• **Task description**: Transcribe the listing verbatim. Do not carry over any pictures.

• **Data shown**:
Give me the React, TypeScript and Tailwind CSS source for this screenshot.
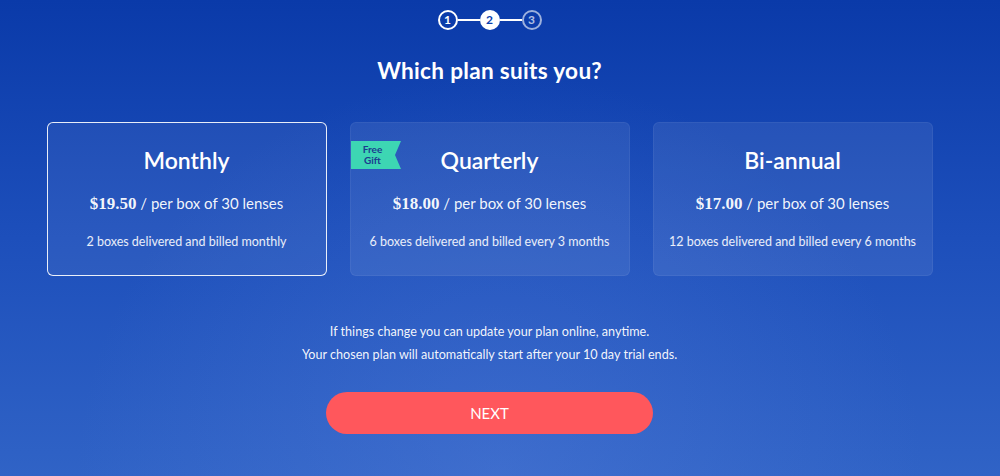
import React from "react";

const plans = [
  { name: "Monthly", price: "$19.50", desc: "2 boxes delivered and billed monthly", selected: true, gift: false },
  { name: "Quarterly", price: "$18.00", desc: "6 boxes delivered and billed every 3 months", selected: false, gift: true },
  { name: "Bi-annual", price: "$17.00", desc: "12 boxes delivered and billed every 6 months", selected: false, gift: false },
];

function Step({ n, state }: { n: number; state: "done" | "active" | "todo" }) {
  const cls =
    state === "active"
      ? "bg-white text-[#0b3fae] border-white"
      : state === "done"
      ? "border-white text-white"
      : "border-white/60 text-white/70";
  return (
    <div className={`w-[20px] h-[20px] rounded-full border-2 flex items-center justify-center text-[12px] font-bold leading-none ${cls}`}>
      {n}
    </div>
  );
}

export default function App() {
  return (
    <div
      className="w-[1000px] h-[476px] overflow-hidden text-white bg-[linear-gradient(180deg,#0a3aa9_0%,#1d4fbb_50%,#3063c6_100%)] relative"
      style={{ fontFamily: "Lato, 'Noto Sans', sans-serif" }}
    >
      <div className="absolute inset-0 bg-[radial-gradient(ellipse_at_50%_100%,rgba(90,130,220,0.35),transparent_60%)] pointer-events-none" />
      <div className="relative flex flex-col items-center w-[979px]">
        <div className="flex items-center mt-[10px]">
          <Step n={1} state="done" />
          <div className="w-[22px] h-[2px] bg-white" />
          <Step n={2} state="active" />
          <div className="w-[22px] h-[2px] bg-white" />
          <Step n={3} state="todo" />
        </div>
        <h1 className="mt-[26px] text-[22.6px] font-bold leading-[30px] tracking-[0.3px]">Which plan suits you?</h1>
        <div className="mt-[36px] flex gap-[23px]">
          {plans.map((p) => (
            <div
              key={p.name}
              className={`relative w-[280px] h-[154px] rounded-[6px] flex flex-col items-center ${
                p.selected ? "border border-white/90 bg-white/[0.06]" : "border border-white/[0.06] bg-white/[0.08]"
              }`}
            >
              {p.gift && (
                <div className="absolute left-0 top-[18px] w-[50px] h-[28px]">
                  <svg width="50" height="28" viewBox="0 0 50 28" className="absolute inset-0">
                    <polygon points="0,0 50,0 44,14 50,28 0,28" fill="#3dd6b3" />
                  </svg>
                  <div className="relative w-[44px] h-full flex flex-col items-center justify-center text-[10px] font-bold leading-[11px] text-[#1b3b8f]">
                    <span>Free</span>
                    <span>Gift</span>
                  </div>
                </div>
              )}
              <div className="mt-[22px] text-[23px] font-semibold leading-[30px]">{p.name}</div>
              <div className="mt-[18px] text-[15px] leading-[20px] text-white/95">
                <span className="font-bold text-[17px]" style={{ fontFamily: "'Liberation Serif', serif" }}>{p.price}</span>
                <span> / per box of 30 lenses</span>
              </div>
              <div className="mt-[20px] text-[12.5px] leading-[16px] text-white/90">{p.desc}</div>
            </div>
          ))}
        </div>
        <div className="mt-[44px] text-[12.6px] leading-[23px] text-white/95 text-center">
          <p>If things change you can update your plan online, anytime.</p>
          <p>Your chosen plan will automatically start after your 10 day trial ends.</p>
        </div>
        <button className="mt-[26px] w-[327px] h-[42px] rounded-full bg-[#ff575c] text-white text-[15px] leading-none">
          NEXT
        </button>
      </div>
    </div>
  );
}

• **Answer in full**:
Give me the React, TypeScript and Tailwind CSS source for this screenshot.
import React from "react";

const plans = [
  { name: "Monthly", price: "$19.50", desc: "2 boxes delivered and billed monthly", selected: true, gift: false },
  { name: "Quarterly", price: "$18.00", desc: "6 boxes delivered and billed every 3 months", selected: false, gift: true },
  { name: "Bi-annual", price: "$17.00", desc: "12 boxes delivered and billed every 6 months", selected: false, gift: false },
];

function Step({ n, state }: { n: number; state: "done" | "active" | "todo" }) {
  const cls =
    state === "active"
      ? "bg-white text-[#0b3fae] border-white"
      : state === "done"
      ? "border-white text-white"
      : "border-white/60 text-white/70";
  return (
    <div className={`w-[20px] h-[20px] rounded-full border-2 flex items-center justify-center text-[12px] font-bold leading-none ${cls}`}>
      {n}
    </div>
  );
}

export default function App() {
  return (
    <div
      className="w-[1000px] h-[476px] overflow-hidden text-white bg-[linear-gradient(180deg,#0a3aa9_0%,#1d4fbb_50%,#3063c6_100%)] relative"
      style={{ fontFamily: "Lato, 'Noto Sans', sans-serif" }}
    >
      <div className="absolute inset-0 bg-[radial-gradient(ellipse_at_50%_100%,rgba(90,130,220,0.35),transparent_60%)] pointer-events-none" />
      <div className="relative flex flex-col items-center w-[979px]">
        <div className="flex items-center mt-[10px]">
          <Step n={1} state="done" />
          <div className="w-[22px] h-[2px] bg-white" />
          <Step n={2} state="active" />
          <div className="w-[22px] h-[2px] bg-white" />
          <Step n={3} state="todo" />
        </div>
        <h1 className="mt-[26px] text-[22.6px] font-bold leading-[30px] tracking-[0.3px]">Which plan suits you?</h1>
        <div className="mt-[36px] flex gap-[23px]">
          {plans.map((p) => (
            <div
              key={p.name}
              className={`relative w-[280px] h-[154px] rounded-[6px] flex flex-col items-center ${
                p.selected ? "border border-white/90 bg-white/[0.06]" : "border border-white/[0.06] bg-white/[0.08]"
              }`}
            >
              {p.gift && (
                <div className="absolute left-0 top-[18px] w-[50px] h-[28px]">
                  <svg width="50" height="28" viewBox="0 0 50 28" className="absolute inset-0">
                    <polygon points="0,0 50,0 44,14 50,28 0,28" fill="#3dd6b3" />
                  </svg>
                  <div className="relative w-[44px] h-full flex flex-col items-center justify-center text-[10px] font-bold leading-[11px] text-[#1b3b8f]">
                    <span>Free</span>
                    <span>Gift</span>
                  </div>
                </div>
              )}
              <div className="mt-[22px] text-[23px] font-semibold leading-[30px]">{p.name}</div>
              <div className="mt-[18px] text-[15px] leading-[20px] text-white/95">
                <span className="font-bold text-[17px]" style={{ fontFamily: "'Liberation Serif', serif" }}>{p.price}</span>
                <span> / per box of 30 lenses</span>
              </div>
              <div className="mt-[20px] text-[12.5px] leading-[16px] text-white/90">{p.desc}</div>
            </div>
          ))}
        </div>
        <div className="mt-[44px] text-[12.6px] leading-[23px] text-white/95 text-center">
          <p>If things change you can update your plan online, anytime.</p>
          <p>Your chosen plan will automatically start after your 10 day trial ends.</p>
        </div>
        <button className="mt-[26px] w-[327px] h-[42px] rounded-full bg-[#ff575c] text-white text-[15px] leading-none">
          NEXT
        </button>
      </div>
    </div>
  );
}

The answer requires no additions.